Hacker News new | ask | show | jobs
by shawnz 2775 days ago
This might be true if you're an english speaker, running the script on an english platform and only consuming data from english services. And also you are sure that no non-english speaker will ever take over the development of your script and you will never have to localize it to other languages. Otherwise, it's exactly the opposite. Python 3 is what you should be using if you want 0% chance of being stopped by a string encoding issue.

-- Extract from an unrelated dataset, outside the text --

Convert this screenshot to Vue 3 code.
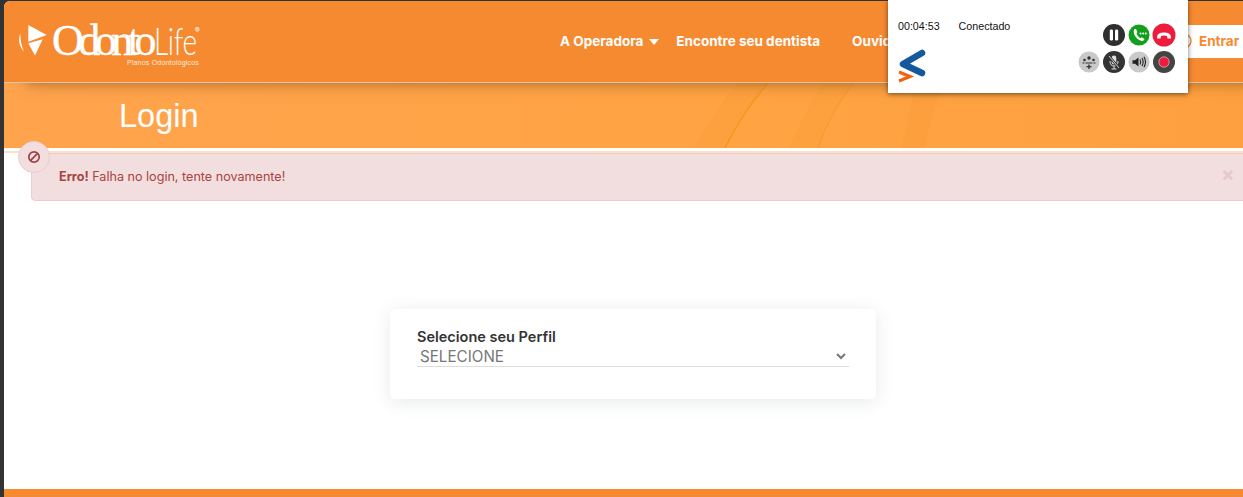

Python 3 might occasionally require some extra steps when consuming strings compared to Python 2, but the reality is that those steps were always necessary. Python 2 just hid those details in a way that was only really safe for english-exclusive development. That doesn't mean that Python 2 is easier to use or less brittle. In fact I would say it means the opposite.

2 comments

For most strings I don't care about language, encoding or related overhead. In my scripts they are best dealt with as ophaque bytes with a few specific byte patterns that are the same in ascii and utf8, as well as various other encodings.

Last unicode issue I had was on a system german characters, because some library assumed it had to explicitly perform encoding with a bad default setting. If the library didn't try to be smart the program would have worked independently of system or language, instead it failed on any non english system by trying to convert a perfectly fine, system specific encoding to utf8.

Python2 worked fine with Russian input/output.